School Committee Chair Rachael Abell cited a court order of state-mandated "fact-finding" if the sides could not reach a deal, or make what she called significant progress, by Sunday night. The BTA has repeatedly refused to take part in the "fact-finding" process, arguing it will only delay the return to schools.

Abell said the union's proposal remains $3.3 million above what she said "the city can afford."

"We need the strike to end," Abell said on Monday. "Our students never should have been out of school in the first place and they certainly should not be out of school today.
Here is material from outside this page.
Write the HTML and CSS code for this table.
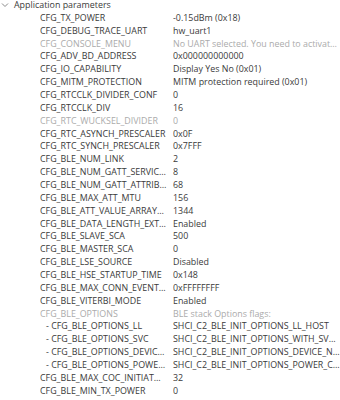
FILE: index.html
```html
<!DOCTYPE html>
<html>
<head>
<meta charset="utf-8">
<link rel="stylesheet" href="styles.css">
</head>
<body>
<div class="tree">
  <div class="group">
    <svg class="chev" width="8" height="6" viewBox="0 0 8 6"><path d="M1 1.5 L4 4.5 L7 1.5" fill="none" stroke="#8a8a8a" stroke-width="1"/></svg>
    <span>Application parameters</span>
  </div>
  <div class="row"><span class="name">CFG_TX_POWER</span><span class="val">-0.15dBm (0x18)</span></div>
  <div class="row"><span class="name">CFG_DEBUG_TRACE_UART</span><span class="val">hw_uart1</span></div>
  <div class="row dis"><span class="name">CFG_CONSOLE_MENU</span><span class="val">No UART selected. You need to activate a UART first</span></div>
  <div class="row"><span class="name">CFG_ADV_BD_ADDRESS</span><span class="val">0x000000000000</span></div>
  <div class="row"><span class="name">CFG_IO_CAPABILITY</span><span class="val">Display Yes No (0x01)</span></div>
  <div class="row"><span class="name">CFG_MITM_PROTECTION</span><span class="val">MITM protection required (0x01)</span></div>
  <div class="row"><span class="name">CFG_RTCCLK_DIVIDER_CONF</span><span class="val">0</span></div>
  <div class="row"><span class="name">CFG_RTCCLK_DIV</span><span class="val">16</span></div>
  <div class="row dis"><span class="name">CFG_RTC_WUCKSEL_DIVIDER</span><span class="val">0</span></div>
  <div class="row"><span class="name">CFG_RTC_ASYNCH_PRESCALER</span><span class="val">0x0F</span></div>
  <div class="row"><span class="name">CFG_RTC_SYNCH_PRESCALER</span><span class="val">0x7FFF</span></div>
  <div class="row"><span class="name">CFG_BLE_NUM_LINK</span><span class="val">2</span></div>
  <div class="row"><span class="name">CFG_BLE_NUM_GATT_SERVICES</span><span class="val">8</span></div>
  <div class="row"><span class="name">CFG_BLE_NUM_GATT_ATTRIBUTES</span><span class="val">68</span></div>
  <div class="row"><span class="name">CFG_BLE_MAX_ATT_MTU</span><span class="val">156</span></div>
  <div class="row"><span class="name">CFG_BLE_ATT_VALUE_ARRAY_SIZE</span><span class="val">1344</span></div>
  <div class="row"><span class="name">CFG_BLE_DATA_LENGTH_EXTENSION</span><span class="val">Enabled</span></div>
  <div class="row"><span class="name">CFG_BLE_SLAVE_SCA</span><span class="val">500</span></div>
  <div class="row"><span class="name">CFG_BLE_MASTER_SCA</span><span class="val">0</span></div>
  <div class="row"><span class="name">CFG_BLE_LSE_SOURCE</span><span class="val">Disabled</span></div>
  <div class="row"><span class="name">CFG_BLE_HSE_STARTUP_TIME</span><span class="val">0x148</span></div>
  <div class="row"><span class="name">CFG_BLE_MAX_CONN_EVENT_LENGTH</span><span class="val">0xFFFFFFFF</span></div>
  <div class="row"><span class="name">CFG_BLE_VITERBI_MODE</span><span class="val">Enabled</span></div>
  <div class="row dis"><span class="name">CFG_BLE_OPTIONS</span><span class="val">BLE stack Options flags:</span></div>
  <div class="row sub"><span class="name">- CFG_BLE_OPTIONS_LL</span><span class="val">SHCI_C2_BLE_INIT_OPTIONS_LL_HOST</span></div>
  <div class="row sub"><span class="name">- CFG_BLE_OPTIONS_SVC</span><span class="val">SHCI_C2_BLE_INIT_OPTIONS_WITH_SVC_CHANGE_DESC</span></div>
  <div class="row sub"><span class="name">- CFG_BLE_OPTIONS_DEVICE_NAME</span><span class="val">SHCI_C2_BLE_INIT_OPTIONS_DEVICE_NAME_RW</span></div>
  <div class="row sub"><span class="name">- CFG_BLE_OPTIONS_POWER_CLASS</span><span class="val">SHCI_C2_BLE_INIT_OPTIONS_POWER_CLASS_2_3</span></div>
  <div class="row"><span class="name">CFG_BLE_MAX_COC_INITIATOR_NBR</span><span class="val">32</span></div>
  <div class="row"><span class="name">CFG_BLE_MIN_TX_POWER</span><span class="val">0</span></div>
</div>
</body>
</html>
```

FILE: styles.css
```css
html, body {
  margin: 0;
  padding: 0;
  background: #ffffff;
  overflow: hidden;
}
body {
  width: 340px;
  height: 400px;
  font-family: "Open Sans", "Noto Sans", sans-serif;
  font-size: 8.9px;
  color: #3a3a3a;
}
.tree {
  margin-top: -1px;
  display: flex;
  flex-direction: column;
}
.group {
  height: 12.86px;
  line-height: 12.86px;
  display: flex;
  align-items: center;
  padding-left: 1px;
  gap: 5px;
  white-space: nowrap;
}
.chev {
  flex: none;
}
.row {
  height: 12.86px;
  line-height: 12.86px;
  display: grid;
  grid-template-columns: 127px 168px;
  column-gap: 6px;
  padding-left: 40px;
  white-space: nowrap;
}
.name, .val {
  overflow: hidden;
  text-overflow: ellipsis;
}
.sub .name {
  padding-left: 6px;
}
.dis {
  color: #ababab;
}
```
As a result of the BTA's continued and relentless demands, the School Committee informed the union that we will cease mediation while educators remain on strike and comply with the fact-finding process mandated by the courts.

"We hope that the BTA will reverse their decision to flout the law and will end its strike so that we can reopen our schools with a fair deal."

Abell added: "The Committee will resume talks with (BTA leaders) as soon as its members return to work."